Laura Oakes - Welcome To The Family / The Ones We Had To Leave Behind

Like London buses, you wait for ages and then 2 Laura Oakes singles drop in successive weeks, both highlighting just how excellent her current vein of creativity is. The last few shows #TEAMw21 saw Laura in, we heard her play a batch of tunes that any global singer songwriter would want to have in their set, even as stripped back acoustic numbers they sounded that good. The first of these to materialise is "Welcome To The Family", which comes with some nice modern computer trickery to perhaps appeal to a wider audience, but don't fear they are enhancing and unobtrusive and with a banjo playing throughout Laura does not wander to far from her Country roots.

It is roots that play a key part in this song, perhaps taking a tangential lyrical leap from fellow Liverpudlian Paul McCartneys' "Let 'em In" ( subliminally always playing in our heads as part of the Postcode Lottery Soundtrack ), Laura paints a picture of the sights and people we are likely to meet if we cross the threshold at Oakes Towers! - ! A look behind the curtains" as she puts it.


The joys of the writing is that it is so clearly personal, the little details shared leave you in no doubt that these people and situations must be real while at the same time they are so universal and could apply to any of our families - you may need to switch the names but we all have surely seen the following play out "Mum and Aunt Peggy still haven't spoken but they'll smile and act polite" while Uncle Barry is "Rocking out to Frampton Comes Alive". All of this comes out of the idea that at some point you need to share your whole life with someone and they need to meet the family.

Some of the cheeky writing of "Glitter" has filtered through in this quite excellent little single so there are plays on words for when "Roots start showing" and "I've shown you mine now you show me yours". It all goes along with the effortless ease of something like Sheryl Crow's "All I Wanna Do" - let's hope it does even half as well as that did.
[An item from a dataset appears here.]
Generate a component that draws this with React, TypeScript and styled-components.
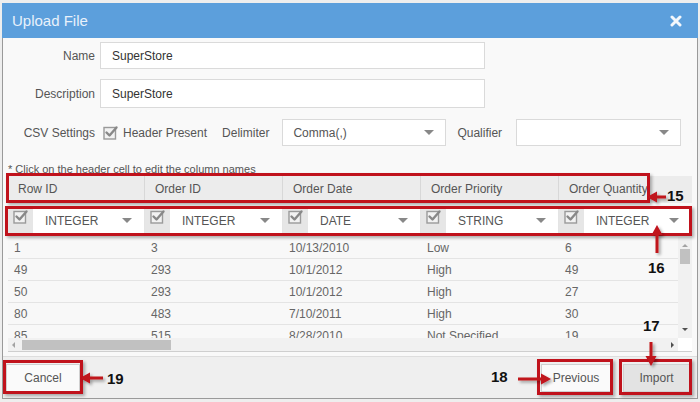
import React from "react";
import styled, { createGlobalStyle } from "styled-components";

const Global = createGlobalStyle`
  html, body { margin: 0; padding: 0; }
  body { font-family: "Liberation Sans", Arial, sans-serif; background: #eeeeee; }
  * { box-sizing: border-box; }
`;

const RED = "#c0121c";

const Page = styled.div`
  position: relative;
  width: 700px;
  height: 402px;
  overflow: hidden;
  background: #eeeeee;
  padding: 3px 0 0 2px;
`;

const Dialog = styled.div`
  width: 696px;
  height: 396px;
  border: 1px solid #9a9a9a;
  border-top: none;
  background: #f9f9f9;
  display: flex;
  flex-direction: column;
`;

const TitleBar = styled.div`
  height: 35px;
  flex: none;
  background: #5c9fdc;
  display: flex;
  align-items: center;
  justify-content: space-between;
  padding: 0 16px 0 10px;
  margin: 0 -1px;
`;

const Title = styled.div`
  color: #e8f1fb;
  font-size: 15px;
`;

const Body = styled.div`
  flex: 1;
  display: flex;
  flex-direction: column;
  padding-top: 4px;
`;

const FormRow = styled.div<{ $h: number; $mt?: number }>`
  display: flex;
  align-items: center;
  height: ${(p) => p.$h}px;
  margin-top: ${(p) => p.$mt ?? 0}px;
`;

const Label = styled.div`
  width: 92px;
  text-align: right;
  font-size: 12px;
  color: #555;
  margin-right: 5px;
`;

const TextInput = styled.input`
  width: 385px;
  height: 100%;
  border: 1px solid #dadada;
  background: #fff;
  padding: 0 0 0 11px;
  font: 12px "Liberation Sans", Arial, sans-serif;
  color: #333;
  outline: none;
`;

const InlineText = styled.div<{ $ml: number }>`
  margin-left: ${(p) => p.$ml}px;
  font-size: 12px;
  color: #555;
`;

const CheckWrap = styled.div<{ $ml?: number }>`
  margin-left: ${(p) => p.$ml ?? 0}px;
  display: flex;
`;

const Select = styled.div<{ $ml: number; $w: number }>`
  margin-left: ${(p) => p.$ml}px;
  width: ${(p) => p.$w}px;
  height: 100%;
  background: #fff;
  border: 1px solid #dadada;
  display: flex;
  align-items: center;
  justify-content: space-between;
  padding: 0 11px 0 10px;
  font-size: 12px;
  color: #555;
`;

const Caret = styled.span`
  width: 0;
  height: 0;
  border-left: 5px solid transparent;
  border-right: 5px solid transparent;
  border-top: 5px solid #888;
`;

const Note = styled.div`
  margin: 18px 0 0 5px;
  font-size: 11px;
  color: #555;
  line-height: 11px;
`;

const Table = styled.div`
  margin: 0 0 0 5px;
  width: 684px;
  display: flex;
  flex-direction: column;
`;

const HeaderRow = styled.div`
  margin-top: 1px;
  height: 27px;
  background: #ececec;
  display: flex;
  overflow: hidden;
`;

const HeaderCell = styled.div<{ $w: number }>`
  flex: none;
  width: ${(p) => p.$w}px;
  border-right: 1px solid #d8d8d8;
  padding-left: 10px;
  line-height: 27px;
  font-size: 12px;
  color: #555;
  white-space: nowrap;
`;

const TypeRow = styled.div`
  margin-top: 4px;
  height: 27px;
  display: flex;
  overflow: hidden;
`;

const TypeCell = styled.div<{ $w: number }>`
  flex: none;
  width: ${(p) => p.$w}px;
  display: flex;
  border-right: 1px solid #e4e4e4;
`;

const CheckCell = styled.div`
  width: 25px;
  background: #e6e6e6;
  display: flex;
  justify-content: center;
  padding-top: 2px;
`;

const TypeSelect = styled.div`
  flex: 1;
  background: #fff;
  display: flex;
  align-items: center;
  justify-content: space-between;
  padding: 0 12px 0 12px;
  font-size: 12px;
  color: #555;
`;

const DataArea = styled.div`
  margin-top: 3px;
  height: 115px;
  display: grid;
  grid-template-columns: 1fr 14px;
  grid-template-rows: 1fr 13px;
  border-bottom: 1px solid #cfcfcf;
`;

const Rows = styled.div`
  overflow: hidden;
  background: #f8f8f8;
`;

const DataRow = styled.div`
  height: 22px;
  display: flex;
  border-bottom: 1px solid #e4e4e4;
`;

const DataCell = styled.div<{ $w: number }>`
  flex: none;
  width: ${(p) => p.$w}px;
  padding-left: 6px;
  line-height: 22px;
  font-size: 12px;
  color: #666;
  white-space: nowrap;
`;

const VScroll = styled.div`
  background: #f1f1f1;
  display: flex;
  flex-direction: column;
  align-items: center;
  justify-content: space-between;
  padding: 7px 0 7px;
`;

const VThumb = styled.div`
  width: 10px;
  height: 15px;
  background: #c1c1c1;
  margin-top: 2px;
  margin-bottom: auto;
`;

const HScroll = styled.div`
  background: #f1f1f1;
  display: flex;
  align-items: center;
  padding: 0 4px 0 4px;
`;

const HThumb = styled.div`
  width: 149px;
  height: 10px;
  background: #c1c1c1;
  margin-left: 7px;
  margin-right: auto;
`;

const Corner = styled.div`
  background: #fff;
`;

const Tri = styled.span<{ $dir: "up" | "down" | "left" | "right" }>`
  width: 0;
  height: 0;
  ${(p) =>
    p.$dir === "up"
      ? `border-left:3px solid transparent;border-right:3px solid transparent;border-bottom:3px solid #a3a3a3;`
      : p.$dir === "down"
      ? `border-left:3px solid transparent;border-right:3px solid transparent;border-top:3px solid #505050;`
      : p.$dir === "left"
      ? `border-top:3px solid transparent;border-bottom:3px solid transparent;border-right:3px solid #a3a3a3;`
      : `border-top:3px solid transparent;border-bottom:3px solid transparent;border-left:3px solid #505050;`}
`;

const Footer = styled.div`
  margin-top: 4px;
  flex: 1;
  background: #efefef;
  border-top: 1px solid #dedede;
  display: flex;
  align-items: center;
  padding: 0 7px 0 3px;
`;

const Button = styled.div<{ $w: number; $gray?: boolean; $ml?: string }>`
  width: ${(p) => p.$w}px;
  height: 28px;
  margin-left: ${(p) => p.$ml ?? "0"};
  background: ${(p) => (p.$gray ? "#e3e3e3" : "#fafafa")};
  border: 1px solid #d0d0d0;
  display: flex;
  align-items: center;
  justify-content: center;
  font-size: 12px;
  color: #555;
`;

const AnnotBox = styled.div<{ $x: number; $y: number; $w: number; $h: number }>`
  position: absolute;
  left: ${(p) => p.$x}px;
  top: ${(p) => p.$y}px;
  width: ${(p) => p.$w}px;
  height: ${(p) => p.$h}px;
  border: 3px solid ${RED};
  box-shadow: 2px 2px 3px rgba(0, 0, 0, 0.3);
  pointer-events: none;
`;

const Callout = styled.div<{ $x: number; $y: number }>`
  position: absolute;
  left: ${(p) => p.$x}px;
  top: ${(p) => p.$y}px;
  font-size: 15px;
  line-height: 15px;
  font-weight: bold;
  color: #111;
`;

const Overlay = styled.svg`
  position: absolute;
  left: 0;
  top: 0;
  pointer-events: none;
`;

const CheckIcon = () => (
  <svg width="16" height="15" viewBox="0 0 16 15">
    <rect x="1" y="2.5" width="11.5" height="11.5" fill="#f2f2f2" stroke="#9a9a9a" strokeWidth="1.4" />
    <path d="M3.5 7.5 L6.5 10.5 L13.5 2.5" fill="none" stroke="#888" strokeWidth="2.4" strokeLinecap="round" strokeLinejoin="round" />
  </svg>
);

const CloseIcon = () => (
  <svg width="12" height="12" viewBox="0 0 12 12">
    <path d="M2 2 L10 10 M10 2 L2 10" stroke="#f3f7fc" strokeWidth="3" strokeLinecap="round" />
  </svg>
);

type Pt = [number, number];
function arrowPath(tail: Pt, tip: Pt) {
  const [x1, y1] = tail;
  const [x2, y2] = tip;
  const dx = x2 - x1, dy = y2 - y1;
  const len = Math.hypot(dx, dy);
  const ux = dx / len, uy = dy / len;
  const hl = 10, hw = 5.5;
  const bx = x2 - ux * hl, by = y2 - uy * hl;
  const px = -uy, py = ux;
  return {
    line: `M${x1} ${y1} L${bx} ${by}`,
    head: `M${x2} ${y2} L${bx + px * hw} ${by + py * hw} L${bx - px * hw} ${by - py * hw} Z`,
  };
}

const arrows: [Pt, Pt][] = [
  [[666, 197], [647, 197]],
  [[657, 253], [657, 225]],
  [[651, 342], [651, 366]],
  [[518, 379], [551, 379]],
  [[103, 378], [80, 378]],
];

const W = [137, 138, 138, 138, 138];
const headers = ["Row ID", "Order ID", "Order Date", "Order Priority", "Order Quantity"];
const types = ["INTEGER", "INTEGER", "DATE", "STRING", "INTEGER"];
const data = [
  ["1", "3", "10/13/2010", "Low", "6"],
  ["49", "293", "10/1/2012", "High", "49"],
  ["50", "293", "10/1/2012", "High", "27"],
  ["80", "483", "7/10/2011", "High", "30"],
  ["85", "515", "8/28/2010", "Not Specified", "19"],
];

export default function App() {
  return (
    <>
      <Global />
      <Page>
        <Dialog>
          <TitleBar>
            <Title>Upload File</Title>
            <CloseIcon />
          </TitleBar>
          <Body>
            <FormRow $h={27}>
              <Label>Name</Label>
              <TextInput readOnly value="SuperStore" />
            </FormRow>
            <FormRow $h={29} $mt={10}>
              <Label>Description</Label>
              <TextInput readOnly value="SuperStore" />
            </FormRow>
            <FormRow $h={27} $mt={11}>
              <Label>CSV Settings</Label>
              <CheckWrap $ml={3}>
                <CheckIcon />
              </CheckWrap>
              <InlineText $ml={4}>Header Present</InlineText>
              <InlineText $ml={15}>Delimiter</InlineText>
              <Select $ml={13} $w={164}>
                <span>Comma(,)</span>
                <Caret />
              </Select>
              <InlineText $ml={11}>Qualifier</InlineText>
              <Select $ml={14} $w={165}>
                <span />
                <Caret />
              </Select>
            </FormRow>
            <Note>* Click on the header cell to edit the column names</Note>
            <Table>
              <HeaderRow>
                {headers.map((h, i) => (
                  <HeaderCell key={h} $w={W[i]}>{h}</HeaderCell>
                ))}
              </HeaderRow>
              <TypeRow>
                {types.map((t, i) => (
                  <TypeCell key={i} $w={i === 4 ? 133 : W[i]}>
                    <CheckCell>
                      <CheckIcon />
                    </CheckCell>
                    <TypeSelect>
                      <span>{t}</span>
                      <Caret />
                    </TypeSelect>
                  </TypeCell>
                ))}
              </TypeRow>
              <DataArea>
                <Rows>
                  {data.map((r, ri) => (
                    <DataRow key={ri}>
                      {r.map((c, ci) => (
                        <DataCell key={ci} $w={W[ci]}>{c}</DataCell>
                      ))}
                    </DataRow>
                  ))}
                </Rows>
                <VScroll>
                  <Tri $dir="up" />
                  <VThumb />
                  <Tri $dir="down" />
                </VScroll>
                <HScroll>
                  <Tri $dir="left" />
                  <HThumb />
                  <Tri $dir="right" />
                </HScroll>
                <Corner />
              </DataArea>
            </Table>
            <Footer>
              <Button $w={74}>Cancel</Button>
              <Button $w={70} $ml="auto">Previous</Button>
              <Button $w={67} $ml="12px" $gray>Import</Button>
            </Footer>
          </Body>
        </Dialog>

        <AnnotBox $x={6} $y={173} $w={644} $h={30} />
        <AnnotBox $x={5} $y={206} $w={687} $h={30} />
        <AnnotBox $x={3} $y={360} $w={80} $h={34} />
        <AnnotBox $x={537} $y={359} $w={76} $h={36} />
        <AnnotBox $x={619} $y={359} $w={73} $h={36} />

        <Overlay width="700" height="402" viewBox="0 0 700 402">
          <defs>
            <filter id="sh" x="-50%" y="-50%" width="200%" height="200%">
              <feDropShadow dx="2" dy="2" stdDeviation="1.5" floodColor="#000" floodOpacity="0.35" />
            </filter>
          </defs>
          {arrows.map(([t, h], i) => {
            const a = arrowPath(t, h);
            return (
              <g key={i} filter="url(#sh)">
                <path d={a.line} stroke={RED} strokeWidth="3" fill="none" />
                <path d={a.head} fill={RED} />
              </g>
            );
          })}
        </Overlay>

        <Callout $x={667} $y={188}>15</Callout>
        <Callout $x={648} $y={260}>16</Callout>
        <Callout $x={643} $y={318}>17</Callout>
        <Callout $x={491} $y={369}>18</Callout>
        <Callout $x={107} $y={371}>19</Callout>
      </Page>
    </>
  );
}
For someone who seems to be intrinsically linked with Christmas, ( who can forget the sight of Laura bashing out Christmas songs on the streets of various cities in the increasing freezing cold) this is actually her first Christmas single and it is fabulous.

Co written with Robbie Cavanagh she evokes the spirit of Christmas and New Year not with sleigh bells and choirs but with heartfelt moving lyrics and Laura singing her heart out in a most restrained yet emotional manner extracting every ounce of sentiment from each line.

It is a beautifully timeless recording that could have been made at any time over the last 50 years and will sound as good at any time in the next 50, as it acknowledges the traditions of Christmas, "resolutions.... the promise of improvements" while taking time out to think of those that will not be at the celebrations - "the folks departed". In these days of over production and facile sentiment what could be simpler than a beautifully played piano and wonderful voice?

Move over the Pogues and Kirsty McColl there is a new definitive Christmas single in town - if someone gets this on the Radio 2 playlist - i'm off to put a flutter on the Xmas number one!!